In the case of the I-9, employees may very well say, well, the government is the one to blame, rather than my employer. And now, it’s still extracted some economic costs, because it slows down productivity. However, you don’t get the other side of it, which is, do I really want to work for this company that is making my life difficult on purpose, right? Actually I can see this in FOUNT as a company that we’re, we’re not very big, right? You can see that work friction exists in a really small company, but seems to be detected and figured out almost on the fly because everyone is within reach, to do just that. Things get difficult when companies start hitting 1,000, 2,000, 3,000 people where now you have to set up a bureaucracy to operate the system. And the nature of that bureaucracy is to create rules and processes and swim lanes and decision rights and all the rest of it. Often, these things are not designed with the user in mind – the user being the employee. They’re actually designed with, what is it that the business needs, right?

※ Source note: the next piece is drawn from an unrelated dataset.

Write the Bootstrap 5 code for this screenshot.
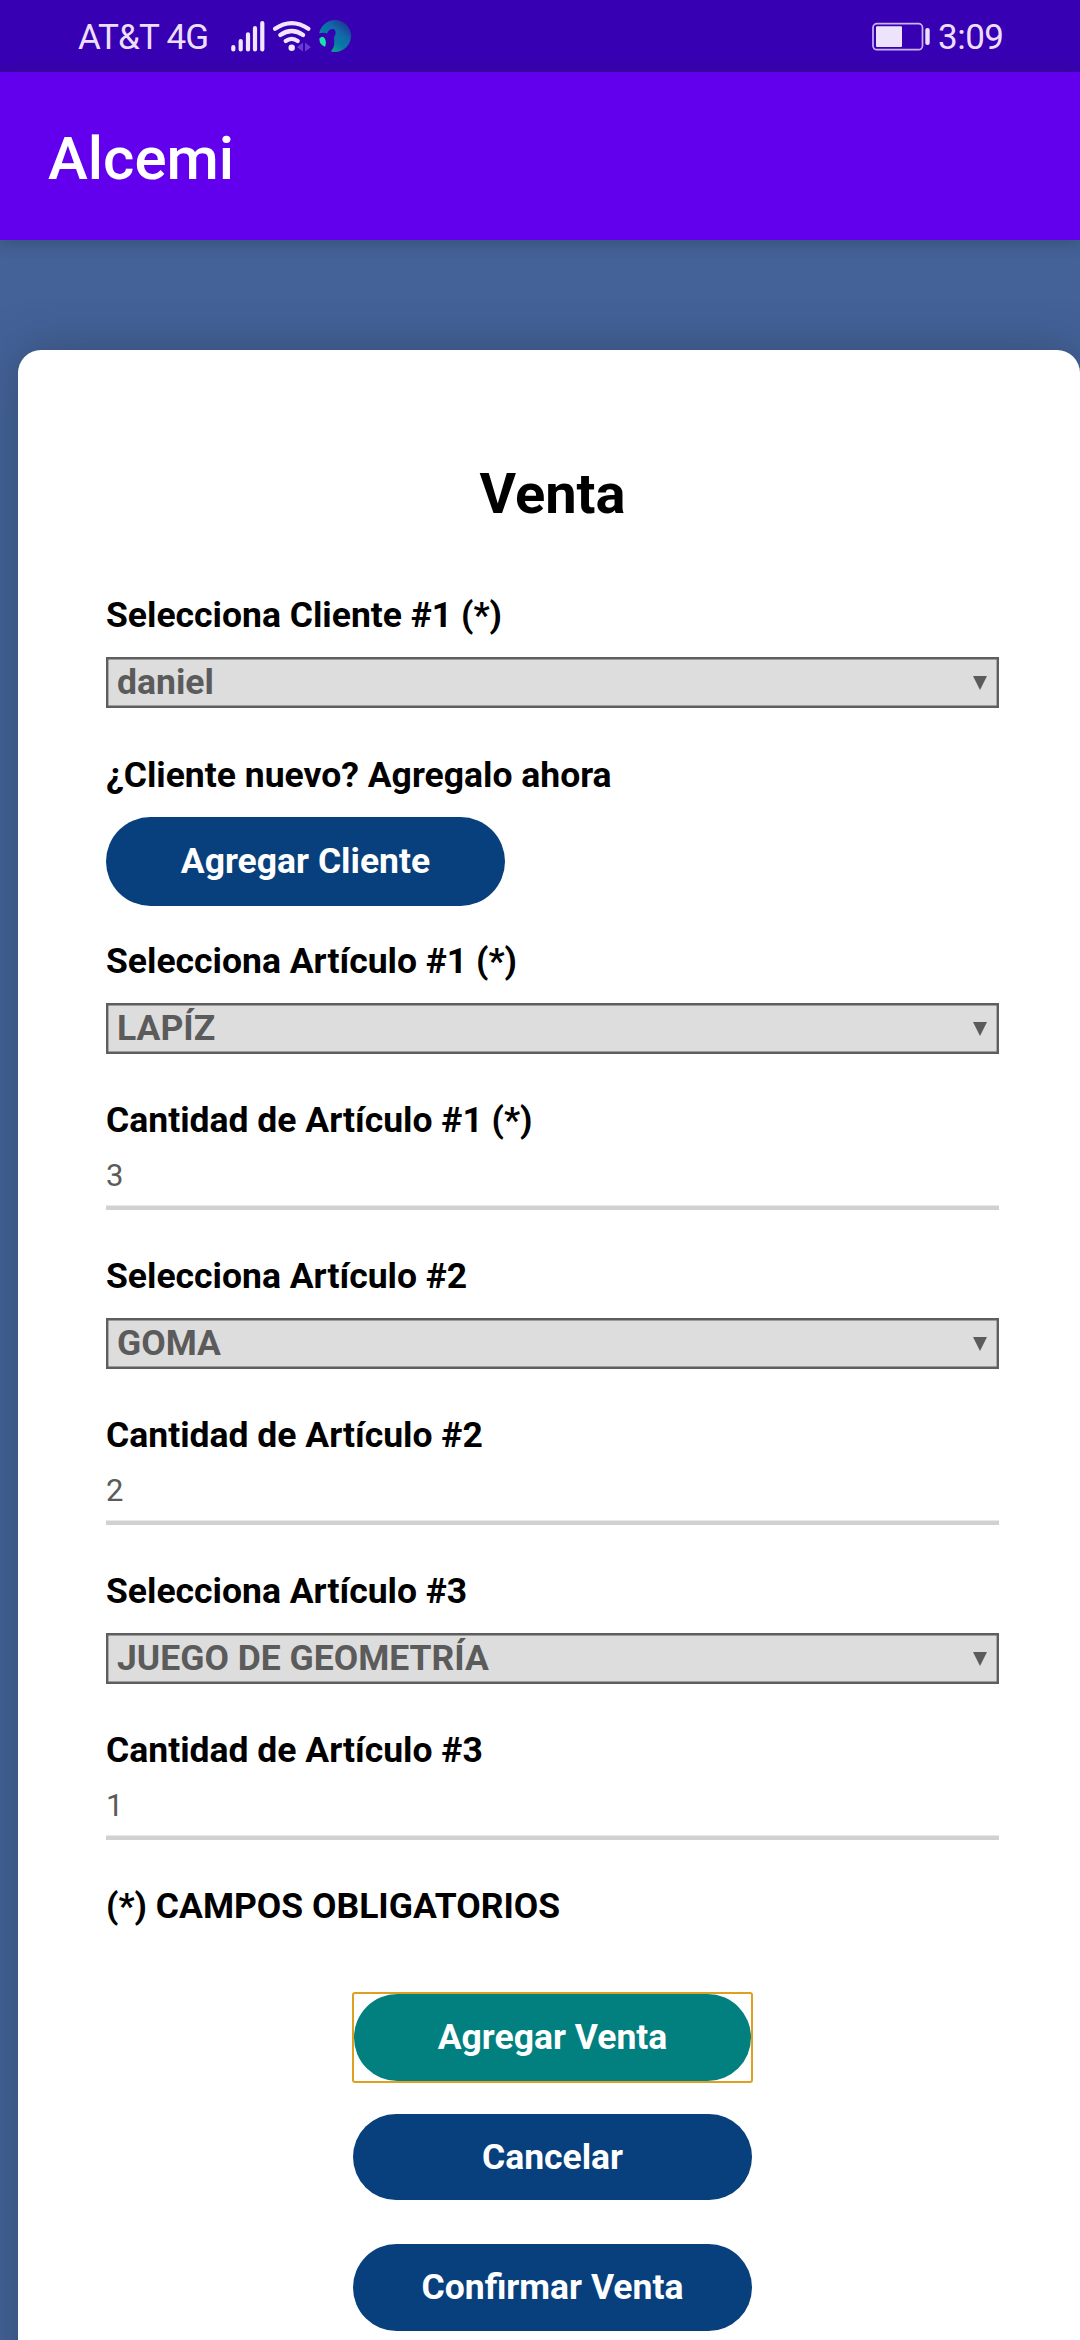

So, extreme case in any financial institution that serves consumers, there’s a lot of regulations, there’s a lot of security guardrails all over the bank, that essentially makes the life of call center agents more complex and sometimes it becomes so complex that they can’t do their job, because there’s just too much in their way and that gets in their way as employees and also gets in the way of the customer experience on the other end. The question for companies is how to navigate on one hand, the pressures of the process integrity and the structure that you need to maintain in a big organization, but also let enough leeway for employees to do the work in the way that it’s supposed to be done. Often, in large organizations, the former imperative is the one that drives rather than the latter and one of the ways that we help our customers is to help them understand where work friction is occurring, almost like with a heat map that says, “this is causing more friction, or that is causing working friction, here’s when it does and what you can potentially do to fix it.”

TC:
Got it. That was going to be my question for you actually, is how FOUNT is identifying these areas where work friction is caused and then the other side of this too is that I was reflecting on what you said about large organizations and the level of work friction that they run into because of the need to manage the process, create more process, create more barriers, right? But then I was also thinking about how there’s still even in companies that are much smaller the work friction is there; it just looks different. And, you know, when I think about that it’s really agnostic based on – agnostic to the size of the company, but that the actual type of friction, or where the friction comes up is probably what changes, right?

CM:
True, the thing about a small company is that work friction is most of the time acceptable to employees. So, remember, it’s a subjective assessment, from a worker to say, when you work at a startup, you don’t expect that you’re going to have super well-oiled processes everywhere. Actually, is kind of even part of the expectation that is not going to be like that. And sometimes it creates friction, because I don’t know, you know, your 401k management may not be as smooth as it would otherwise be in a big company. But because that’s expected, you don’t run into that frustration, even though you do take a hit on productivity. And it’s a little bit similar. If you think about decision rights in startups, right? They’re not very well defined. You don’t have very well-established rules. But people just found their way around that ambiguity and make it work because that is expected.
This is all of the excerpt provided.